** BEGIN **

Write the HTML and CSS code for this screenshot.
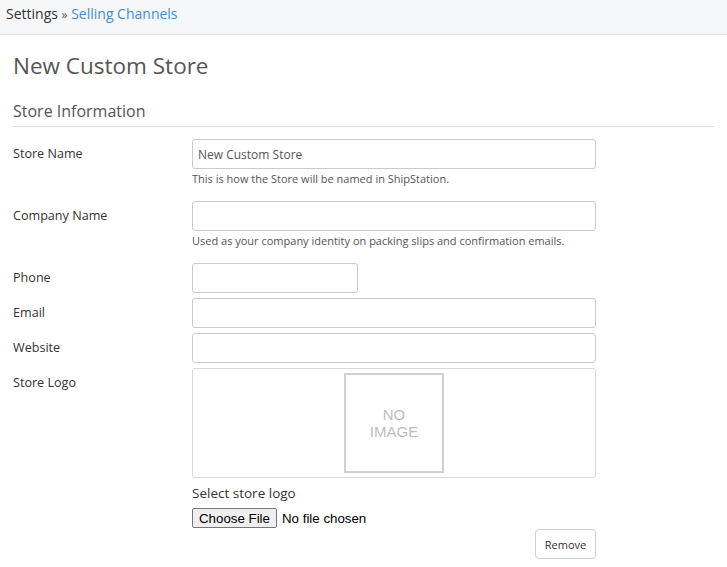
FILE: index.html
```html
<!DOCTYPE html>
<html>
<head>
<meta charset="utf-8">
<link rel="stylesheet" href="styles.css">
</head>
<body>
<div class="topbar">
  <span class="crumb">Settings</span> <span class="sep">»</span> <a class="crumb-link" href="#">Selling Channels</a>
</div>
<div class="content">
  <h1 class="title">New Custom Store</h1>
  <h2 class="section">Store Information</h2>
  <div class="form">
    <div class="row">
      <label class="label">Store Name</label>
      <div class="field">
        <input class="input wide" type="text" value="New Custom Store">
        <div class="help">This is how the Store will be named in ShipStation.</div>
      </div>
    </div>
    <div class="row">
      <label class="label">Company Name</label>
      <div class="field">
        <input class="input wide" type="text">
        <div class="help">Used as your company identity on packing slips and confirmation emails.</div>
      </div>
    </div>
    <div class="row tight">
      <label class="label">Phone</label>
      <div class="field"><input class="input short" type="text"></div>
    </div>
    <div class="row tight">
      <label class="label">Email</label>
      <div class="field"><input class="input wide" type="text"></div>
    </div>
    <div class="row tight">
      <label class="label">Website</label>
      <div class="field"><input class="input wide" type="text"></div>
    </div>
    <div class="row tight">
      <label class="label">Store Logo</label>
      <div class="field">
        <div class="logo-box">
          <div class="no-image">NO<br>IMAGE</div>
        </div>
        <div class="select-label">Select store logo</div>
        <div class="file-row"><button class="choose">Choose File</button><span class="nofile">No file chosen</span></div>
        <div class="remove-row"><button class="remove">Remove</button></div>
      </div>
    </div>
  </div>
</div>
</body>
</html>
```
FILE: styles.css
```css
html, body { margin: 0; padding: 0; background: #fff; }
body { font-family: "Open Sans", Lato, Arial, sans-serif; color: #333; }
.topbar {
  height: 34px;
  background: #f6f7f9;
  border-bottom: 1px solid #e2e3e5;
  box-sizing: content-box;
  padding-left: 6px;
  font-size: 14px;
  line-height: 27px;
}
.crumb { color: #333; }
.sep { color: #555; font-size: 12px; }
.crumb-link { color: #3c8fd6; text-decoration: none; }
.content { padding: 0 13px; }
.title {
  margin: 16px 0 0;
  font-size: 22.5px;
  font-weight: 400;
  color: #555;
  line-height: 30px;
}
.section {
  margin: 19px 0 0;
  font-size: 16px;
  font-weight: 400;
  color: #555;
  line-height: 22px;
  padding-bottom: 4px;
  border-bottom: 1px solid #dcdcdc;
}
.form { padding-top: 12px; }
.row { display: flex; margin-bottom: 15px; }
.row.tight { margin-bottom: 5px; }
.label {
  width: 179px;
  flex: none;
  font-size: 12.6px;
  line-height: 30px;
  color: #333;
}
.field { display: flex; flex-direction: column; }
.input {
  box-sizing: border-box;
  height: 30px;
  border: 1px solid #cacaca;
  border-radius: 3px;
  padding: 0 5px;
  font-family: inherit;
  font-size: 12px;
  color: #555;
  outline: none;
}
.wide { width: 404px; }
.short { width: 166px; }
.help {
  font-size: 11px;
  color: #555;
  margin-top: 3px;
  line-height: 14px;
}
.logo-box {
  box-sizing: border-box;
  width: 404px;
  height: 110px;
  border: 1px solid #d8d8d8;
  border-radius: 3px;
  display: flex;
  align-items: center;
  justify-content: center;
}
.no-image {
  box-sizing: border-box;
  width: 100px;
  height: 100px;
  border: 2px solid #d0d0d0;
  display: flex;
  align-items: center;
  justify-content: center;
  text-align: center;
  color: #bdbdbd;
  font-size: 15px;
  line-height: 17px;
  font-family: Arial, "Liberation Sans", sans-serif;
}
.select-label {
  font-size: 13.5px;
  color: #333;
  margin-top: 6px;
  line-height: 18px;
}
.file-row { display: flex; align-items: center; margin-top: 6px; }
.choose {
  height: 20px;
  width: 85px;
  box-sizing: border-box;
  padding: 0;
  font-family: Arial, "Liberation Sans", sans-serif;
  font-size: 13.3px;
  color: #000;
  background: #efefef;
  border: 1px solid #767676;
  border-radius: 2px;
}
.nofile {
  font-family: Arial, "Liberation Sans", sans-serif;
  font-size: 13.3px;
  color: #000;
  margin-left: 5px;
}
.remove-row { display: flex; justify-content: flex-end; margin-top: 1px; }
.remove {
  width: 61px;
  height: 30px;
  background: #fff;
  border: 1px solid #cfcfcf;
  border-radius: 4px;
  font-family: inherit;
  font-size: 11px;
  color: #333;
  padding: 0;
}
```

** END **

### TASK BRIEF
Reproduce the whole listing word for word, setting aside any pictures.

### EXERCISE RESPONSE
Write the HTML and CSS code for this screenshot.
FILE: index.html
```html
<!DOCTYPE html>
<html>
<head>
<meta charset="utf-8">
<link rel="stylesheet" href="styles.css">
</head>
<body>
<div class="topbar">
  <span class="crumb">Settings</span> <span class="sep">»</span> <a class="crumb-link" href="#">Selling Channels</a>
</div>
<div class="content">
  <h1 class="title">New Custom Store</h1>
  <h2 class="section">Store Information</h2>
  <div class="form">
    <div class="row">
      <label class="label">Store Name</label>
      <div class="field">
        <input class="input wide" type="text" value="New Custom Store">
        <div class="help">This is how the Store will be named in ShipStation.</div>
      </div>
    </div>
    <div class="row">
      <label class="label">Company Name</label>
      <div class="field">
        <input class="input wide" type="text">
        <div class="help">Used as your company identity on packing slips and confirmation emails.</div>
      </div>
    </div>
    <div class="row tight">
      <label class="label">Phone</label>
      <div class="field"><input class="input short" type="text"></div>
    </div>
    <div class="row tight">
      <label class="label">Email</label>
      <div class="field"><input class="input wide" type="text"></div>
    </div>
    <div class="row tight">
      <label class="label">Website</label>
      <div class="field"><input class="input wide" type="text"></div>
    </div>
    <div class="row tight">
      <label class="label">Store Logo</label>
      <div class="field">
        <div class="logo-box">
          <div class="no-image">NO<br>IMAGE</div>
        </div>
        <div class="select-label">Select store logo</div>
        <div class="file-row"><button class="choose">Choose File</button><span class="nofile">No file chosen</span></div>
        <div class="remove-row"><button class="remove">Remove</button></div>
      </div>
    </div>
  </div>
</div>
</body>
</html>
```
FILE: styles.css
```css
html, body { margin: 0; padding: 0; background: #fff; }
body { font-family: "Open Sans", Lato, Arial, sans-serif; color: #333; }
.topbar {
  height: 34px;
  background: #f6f7f9;
  border-bottom: 1px solid #e2e3e5;
  box-sizing: content-box;
  padding-left: 6px;
  font-size: 14px;
  line-height: 27px;
}
.crumb { color: #333; }
.sep { color: #555; font-size: 12px; }
.crumb-link { color: #3c8fd6; text-decoration: none; }
.content { padding: 0 13px; }
.title {
  margin: 16px 0 0;
  font-size: 22.5px;
  font-weight: 400;
  color: #555;
  line-height: 30px;
}
.section {
  margin: 19px 0 0;
  font-size: 16px;
  font-weight: 400;
  color: #555;
  line-height: 22px;
  padding-bottom: 4px;
  border-bottom: 1px solid #dcdcdc;
}
.form { padding-top: 12px; }
.row { display: flex; margin-bottom: 15px; }
.row.tight { margin-bottom: 5px; }
.label {
  width: 179px;
  flex: none;
  font-size: 12.6px;
  line-height: 30px;
  color: #333;
}
.field { display: flex; flex-direction: column; }
.input {
  box-sizing: border-box;
  height: 30px;
  border: 1px solid #cacaca;
  border-radius: 3px;
  padding: 0 5px;
  font-family: inherit;
  font-size: 12px;
  color: #555;
  outline: none;
}
.wide { width: 404px; }
.short { width: 166px; }
.help {
  font-size: 11px;
  color: #555;
  margin-top: 3px;
  line-height: 14px;
}
.logo-box {
  box-sizing: border-box;
  width: 404px;
  height: 110px;
  border: 1px solid #d8d8d8;
  border-radius: 3px;
  display: flex;
  align-items: center;
  justify-content: center;
}
.no-image {
  box-sizing: border-box;
  width: 100px;
  height: 100px;
  border: 2px solid #d0d0d0;
  display: flex;
  align-items: center;
  justify-content: center;
  text-align: center;
  color: #bdbdbd;
  font-size: 15px;
  line-height: 17px;
  font-family: Arial, "Liberation Sans", sans-serif;
}
.select-label {
  font-size: 13.5px;
  color: #333;
  margin-top: 6px;
  line-height: 18px;
}
.file-row { display: flex; align-items: center; margin-top: 6px; }
.choose {
  height: 20px;
  width: 85px;
  box-sizing: border-box;
  padding: 0;
  font-family: Arial, "Liberation Sans", sans-serif;
  font-size: 13.3px;
  color: #000;
  background: #efefef;
  border: 1px solid #767676;
  border-radius: 2px;
}
.nofile {
  font-family: Arial, "Liberation Sans", sans-serif;
  font-size: 13.3px;
  color: #000;
  margin-left: 5px;
}
.remove-row { display: flex; justify-content: flex-end; margin-top: 1px; }
.remove {
  width: 61px;
  height: 30px;
  background: #fff;
  border: 1px solid #cfcfcf;
  border-radius: 4px;
  font-family: inherit;
  font-size: 11px;
  color: #333;
  padding: 0;
}
```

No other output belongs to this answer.